* **Records shown**:
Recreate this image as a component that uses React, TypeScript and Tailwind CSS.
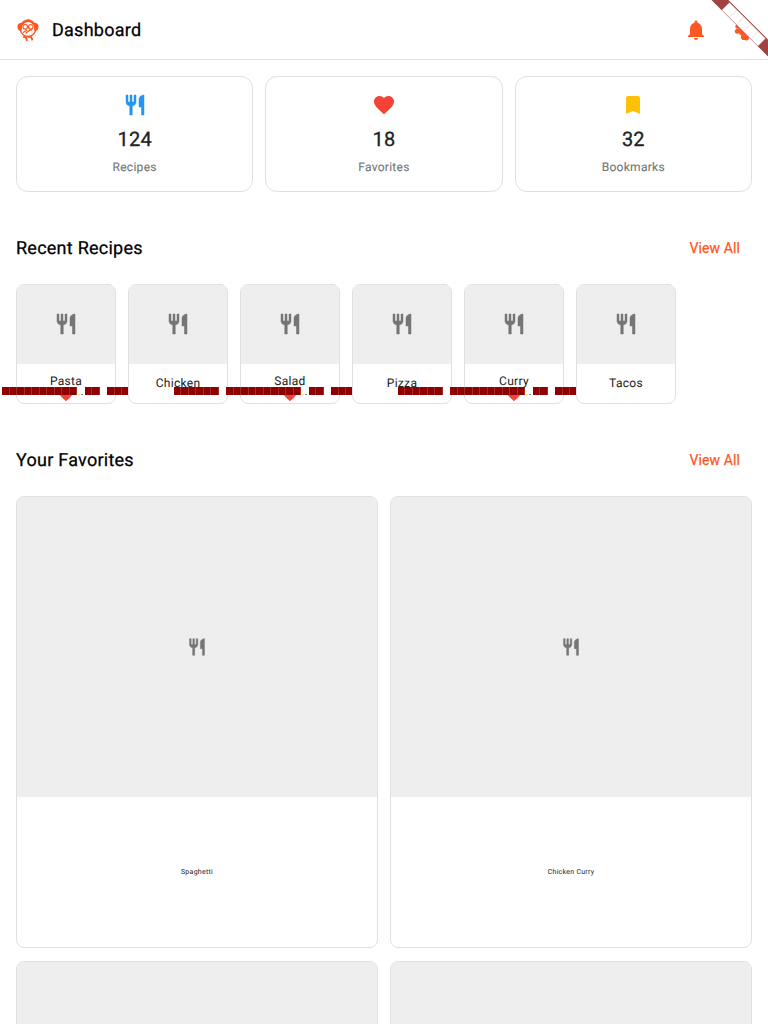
import type { ReactNode } from "react";
import { MdFavorite, MdBookmark, MdNotifications } from "react-icons/md";

const recipes = [
  { name: "Pasta", favorite: true },
  { name: "Chicken", favorite: false },
  { name: "Salad", favorite: true },
  { name: "Pizza", favorite: false },
  { name: "Curry", favorite: true },
  { name: "Tacos", favorite: false },
];

function Cutlery({ size, color }: { size: number; color: string }) {
  return (
    <svg width={size} height={size} viewBox="0 0 24 24" fill={color} stroke={color} strokeWidth="0.5">
      <path d="M11 9H9V2H7v7H5V2H3v7c0 2.12 1.66 3.84 3.75 3.97V22h2.5v-9.03C11.34 12.84 13 11.12 13 9V2h-2v7zm5-3v8h2.5v8H21V2c-2.76 0-5 2.24-5 4z" />
    </svg>
  );
}

function Logo() {
  return (
    <svg width="24" height="24" viewBox="0 0 24 24" fill="none" stroke="#ff5722" strokeWidth="1.5" strokeLinecap="round">
      <circle cx="12" cy="10.9" r="7.6" />
      <path d="M6 6C7.5 3.4 9.8 2.6 12 2.6s4.5.8 6 3.4" strokeWidth="2.3" />
      <path d="M12 2.2 12.8 1.600" />
      <path d="M5.4 5.4C2.7 5.4 1.8 8 2.3 9.9c.3 1.5 1.5 2.3 2.7 2.2ZM18.6 5.4c2.7 0 3.6 2.6 3.1 4.5-.3 1.5-1.5 2.3-2.7 2.2Z" fill="#ff5722" />
      <circle cx="9.2" cy="8.8" r="2.3" strokeWidth="1.2" />
      <circle cx="14.8" cy="8.8" r="2.3" strokeWidth="1.2" />
      <path d="M7.5 14.3l3-2.100M10 15l4-3h1.500" strokeWidth="1.3" />
      <path d="M8 18.800l2.200 1 .6 2.400M12.800 18.800l2.400.4 1 2.300" strokeWidth="1.9" />
    </svg>
  );
}

function SettingsIcon() {
  return (
    <svg width="24" height="24" viewBox="0 0 24 24" fill="#ff5722">
      <circle cx="12" cy="12" r="6" />
      <circle cx="5.5" cy="8.6" r="2.2" />
      <circle cx="5.4" cy="13.2" r="2.5" />
      <circle cx="11.8" cy="19.3" r="2.8" />
      <circle cx="14.4" cy="19.8" r="2.6" />
    </svg>
  );
}

function OverflowLabel() {
  return (
    <div className="absolute top-[102px] -left-[67.5px] flex h-2 gap-[7.5px]">
      {[6, 10, 2, 4].map((count, i) => (
        <div key={i} className="flex">
          {Array.from({ length: count }, (_, j) => (
            <span key={j} className="h-2 w-[7.5px] border-r border-[#a02c2c] bg-[#900000]" />
          ))}
        </div>
      ))}
      <span className="absolute top-[7px] left-[128px] h-px w-[2px] bg-[#ffe94d]" />
      <span className="absolute top-[7px] left-[131px] h-px w-[2px] bg-[#888]" />
    </div>
  );
}

function DebugBanner() {
  return (
    <svg className="absolute top-0 right-0" width="80" height="80" viewBox="-80 0 80 80">
      <g transform="rotate(45)">
        <rect x="-40" y="28" width="80" height="12" fill="#a24141" />
        <rect x="-25.5" y="29" width="51" height="10.6" fill="#fff" />
        <path d="M-15.3 29v10.6M-5.1 29v10.6M5.1 29v10.6M15.3 29v10.6" stroke="#a24141" strokeOpacity=".4" strokeWidth=".4" />
      </g>
    </svg>
  );
}

function Stat({ icon, value, label }: { icon: ReactNode; value: string; label: string }) {
  return (
    <div className="flex h-[116px] flex-1 flex-col items-center rounded-xl border border-[#e0e0e0] pt-4">
      {icon}
      <div className="mt-2 text-[20px] leading-7 tracking-[0.2px] text-[#212121] [-webkit-text-stroke:0.3px]">{value}</div>
      <div className="mt-[5px] text-xs leading-[18px] tracking-[0.28px] text-[#757575] [-webkit-text-stroke:0.1px]">{label}</div>
    </div>
  );
}

function SectionTitle({ title }: { title: string }) {
  return (
    <div className="flex h-12 items-center justify-between pr-3">
      <h2 className="pt-px text-lg leading-6 tracking-[0.25px] [-webkit-text-stroke:0.25px]">{title}</h2>
      <button className="text-sm tracking-[0.1px] text-[#ff5722] [-webkit-text-stroke:0.25px]">View All</button>
    </div>
  );
}

function FavoriteCard({ name }: { name: string }) {
  return (
    <div className="flex h-[452px] flex-col overflow-hidden rounded-lg border border-[#e0e0e0]">
      <div className="flex h-[300px] shrink-0 items-center justify-center bg-[#eee]">
        <Cutlery size={20} color="#757575" />
      </div>
      <div className="flex flex-1 items-center justify-center text-[7px] tracking-[0.27px] text-[#212121]">{name}</div>
    </div>
  );
}

export default function App() {
  return (
    <div className="relative h-[1024px] w-[768px] overflow-hidden bg-white font-['Roboto',sans-serif] text-black [text-rendering:geometricPrecision]">
      <header className="flex h-[60px] items-center border-b border-[#e0e0e0] pl-4">
        <Logo />
        <h1 className="ml-3 flex-1 pt-0.5 text-lg tracking-[0.25px] [-webkit-text-stroke:0.25px]">Dashboard</h1>
        <div className="flex w-12 justify-center"><MdNotifications size={24} color="#ff5722" /></div>
        <div className="flex w-12 justify-center"><SettingsIcon /></div>
      </header>
      <main className="px-4 pt-4">
        <div className="flex gap-3">
          <Stat icon={<Cutlery size={24} color="#2196f3" />} value="124" label="Recipes" />
          <Stat icon={<MdFavorite size={24} color="#f44336" />} value="18" label="Favorites" />
          <Stat icon={<MdBookmark size={24} color="#ffc107" />} value="32" label="Bookmarks" />
        </div>
        <section className="mt-8">
          <SectionTitle title="Recent Recipes" />
          <div className="mt-3 flex gap-3">
            {recipes.map((r) => (
              <div key={r.name} className="relative h-[120px] w-[100px] rounded-lg border border-[#e0e0e0] bg-white">
                <div className="flex h-[79px] items-center justify-center rounded-t-[7px] bg-[#eee] pb-px">
                  <Cutlery size={24} color="#757575" />
                </div>
                <div className={r.favorite ? "flex flex-col items-center pt-2 text-xs leading-[18px] tracking-[0.3px] text-[#212121]" : "flex flex-col items-center pt-[10px] text-xs leading-[18px] tracking-[0.3px] text-[#212121]"}>
                  {r.name}
                  {r.favorite && <MdFavorite className="-mt-[3px]" size={16} color="#f44336" />}
                </div>
                {r.favorite && <OverflowLabel />}
              </div>
            ))}
          </div>
        </section>
        <section className="mt-8">
          <SectionTitle title="Your Favorites" />
          <div className="mt-3 grid grid-cols-2 gap-x-3 gap-y-[13px]">
            <FavoriteCard name="Spaghetti" />
            <FavoriteCard name="Chicken Curry" />
            <FavoriteCard name="" />
            <FavoriteCard name="" />
          </div>
        </section>
      </main>
      <DebugBanner />
    </div>
  );
}
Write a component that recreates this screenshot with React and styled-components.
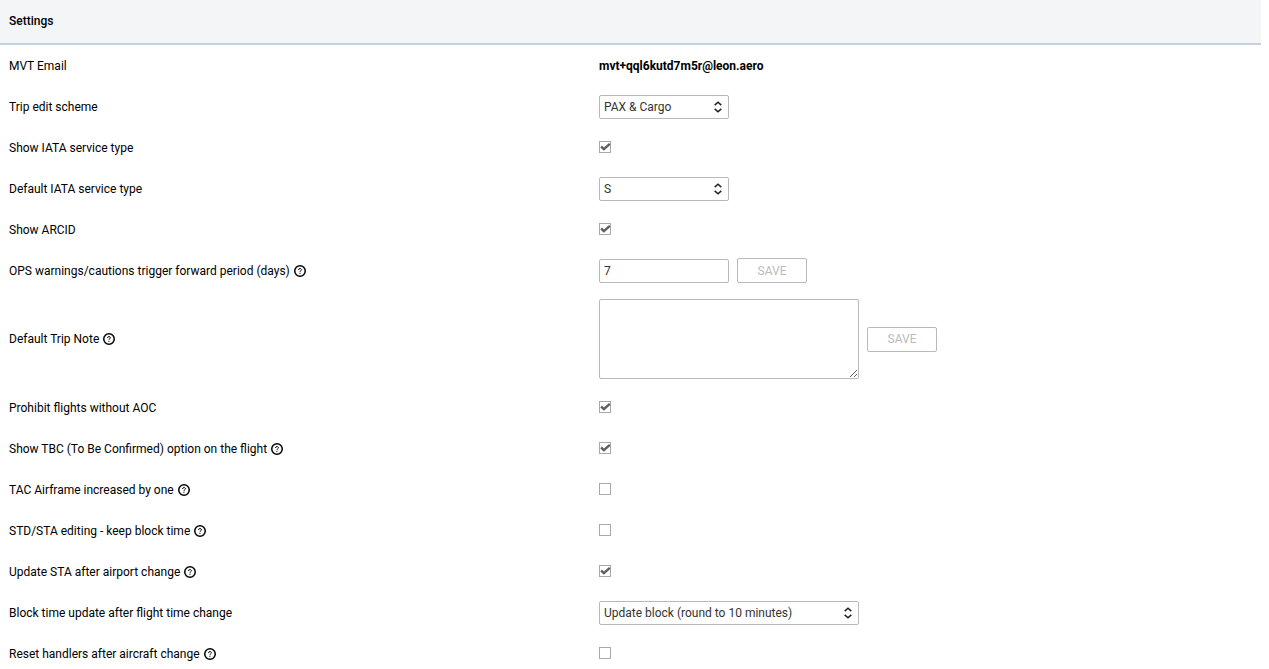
import React, { useId, useState } from "react";
import styled, { createGlobalStyle, css } from "styled-components";

const GlobalStyle = createGlobalStyle`
  *, *::before, *::after { box-sizing: border-box; }
  html { scrollbar-width: none; }
  body {
    margin: 0;
    background: #fff;
    color: #000;
    font: 12px/16px Roboto, "Liberation Sans", sans-serif;
  }
`;

const Panel = styled.main`
  margin-right: 8px;
`;

const PanelHeader = styled.header`
  padding: 13px 9px 14px;
  background: #f4f5f7;
  border-bottom: 2px solid #c3d1e1;
`;

const Title = styled.h1`
  margin: 0;
  font-size: 12px;
  line-height: 16px;
  font-weight: 500;
`;

const SettingRow = styled.div`
  display: grid;
  grid-template-columns: 590fr 671fr;
  align-items: center;
  min-height: 41px;
`;

const LabelCell = styled.div`
  display: flex;
  align-items: center;
  gap: 4px;
  padding: 8px 9px;
`;

const ControlCell = styled.div`
  display: flex;
  align-items: center;
  gap: 8px;
  padding: 8px 9px;
`;

const field = css`
  border: 1px solid #b9b9b9;
  border-radius: 2px;
  background: #fff;
  color: #333;
  font: inherit;
  outline-color: #7c9cc0;
`;

const SelectBox = styled.div`
  position: relative;
  width: ${(p) => (p.$wide ? 260 : 130)}px;
  height: 24px;
`;

const Select = styled.select`
  ${field}
  display: block;
  width: 100%;
  height: 24px;
  padding: 0 20px 0 4px;
  appearance: none;
`;

const SelectArrows = styled.svg`
  position: absolute;
  top: 6px;
  right: 6px;
  width: 10px;
  height: 12px;
  pointer-events: none;
`;

const TextInput = styled.input`
  ${field}
  width: 130px;
  height: 24px;
  padding: 0 4px;
`;

const TextArea = styled.textarea`
  ${field}
  width: 260px;
  height: 80px;
  padding: 4px;
  resize: both;
`;

const SaveButton = styled.button`
  width: 70px;
  height: 25px;
  padding: 0;
  border: 1px solid #b9b9b9;
  border-radius: 2px;
  background: #fff;
  color: #bbb;
  font: inherit;
`;

const CheckWrap = styled.span`
  position: relative;
  display: block;
  width: 12px;
  height: 12px;
  margin-bottom: 1px;
`;

const CheckInput = styled.input`
  display: block;
  width: 12px;
  height: 12px;
  margin: 0;
  border: 1px solid #a9a9a9;
  background: #fff;
  appearance: none;
`;

const CheckMark = styled.svg`
  position: absolute;
  inset: 0;
  pointer-events: none;
`;

const HelpSvg = styled.svg`
  display: block;
  width: 12px;
  height: 12px;
`;

const Address = styled.strong`
  font-weight: 700;
`;

function HelpIcon() {
  return (
    <HelpSvg viewBox="0 0 12 12" fill="none" stroke="#000" aria-hidden="true">
      <circle cx="6" cy="6" r="5.25" strokeWidth="1.5" />
      <path d="M4.4 4.9c.1-.9.8-1.3 1.6-1.3s1.5.4 1.5 1.1c0 .9-1.4 1-1.5 2.1" strokeWidth="1" />
      <path d="M5.9 7.7v1.1" strokeWidth="1.1" />
    </HelpSvg>
  );
}

function Setting({ label, help, children }) {
  const id = useId();
  return (
    <SettingRow>
      <LabelCell>
        {children.type === Address ? <span>{label}</span> : <label htmlFor={id}>{label}</label>}
        {help && <HelpIcon />}
      </LabelCell>
      <ControlCell>{React.cloneElement(children, { id })}</ControlCell>
    </SettingRow>
  );
}

function Check({ id, on = false }) {
  const [checked, setChecked] = useState(on);
  return (
    <CheckWrap>
      <CheckInput id={id} type="checkbox" checked={checked} onChange={(e) => setChecked(e.target.checked)} />
      {checked && (
        <CheckMark width="12" height="12" viewBox="0 0 12 12" aria-hidden="true">
          <path d="M2.1 5.5L4.9 8.1L10.8 2.8" fill="none" stroke="#606060" strokeWidth="2.4" />
        </CheckMark>
      )}
    </CheckWrap>
  );
}

function Dropdown({ id, wide, options }) {
  return (
    <SelectBox $wide={wide}>
      <Select id={id}>
        {options.map((o) => (
          <option key={o}>{o}</option>
        ))}
      </Select>
      <SelectArrows viewBox="0 0 10 12" fill="none" stroke="#222" strokeWidth="1.5" aria-hidden="true">
        <path d="M1.7 4.1L5 1.2l3.3 2.9M1.7 7.9L5 10.8l3.3-2.9" />
      </SelectArrows>
    </SelectBox>
  );
}

function DaysField({ id }) {
  return (
    <>
      <TextInput id={id} type="text" defaultValue="7" />
      <SaveButton type="button" disabled>SAVE</SaveButton>
    </>
  );
}

function NoteField({ id }) {
  return (
    <>
      <TextArea id={id} />
      <SaveButton type="button" disabled>SAVE</SaveButton>
    </>
  );
}

export default function App() {
  return (
    <>
      <GlobalStyle />
      <Panel>
        <PanelHeader>
          <Title>Settings</Title>
        </PanelHeader>
        <Setting label="MVT Email"><Address>mvt+qql6kutd7m5r@leon.aero</Address></Setting>
        <Setting label="Trip edit scheme"><Dropdown options={["PAX & Cargo"]} /></Setting>
        <Setting label="Show IATA service type"><Check on /></Setting>
        <Setting label="Default IATA service type"><Dropdown options={["S"]} /></Setting>
        <Setting label="Show ARCID"><Check on /></Setting>
        <Setting label="OPS warnings/cautions trigger forward period (days)" help><DaysField /></Setting>
        <Setting label="Default Trip Note" help><NoteField /></Setting>
        <Setting label="Prohibit flights without AOC"><Check on /></Setting>
        <Setting label="Show TBC (To Be Confirmed) option on the flight" help><Check on /></Setting>
        <Setting label="TAC Airframe increased by one" help><Check /></Setting>
        <Setting label="STD/STA editing - keep block time" help><Check /></Setting>
        <Setting label="Update STA after airport change" help><Check on /></Setting>
        <Setting label="Block time update after flight time change"><Dropdown wide options={["Update block (round to 10 minutes)"]} /></Setting>
        <Setting label="Reset handlers after aircraft change" help><Check /></Setting>
      </Panel>
    </>
  );
}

* **Aim of the exercise**:
Pictures excluded, repeat exactly the lines from the top of the material through the line with "MdFavorite, MdBookmark, MdNotifications", including both of those lines.

* **Exercise solution**:
Recreate this image as a component that uses React, TypeScript and Tailwind CSS.
import type { ReactNode } from "react";
import { MdFavorite, MdBookmark, MdNotifications } from "react-icons/md";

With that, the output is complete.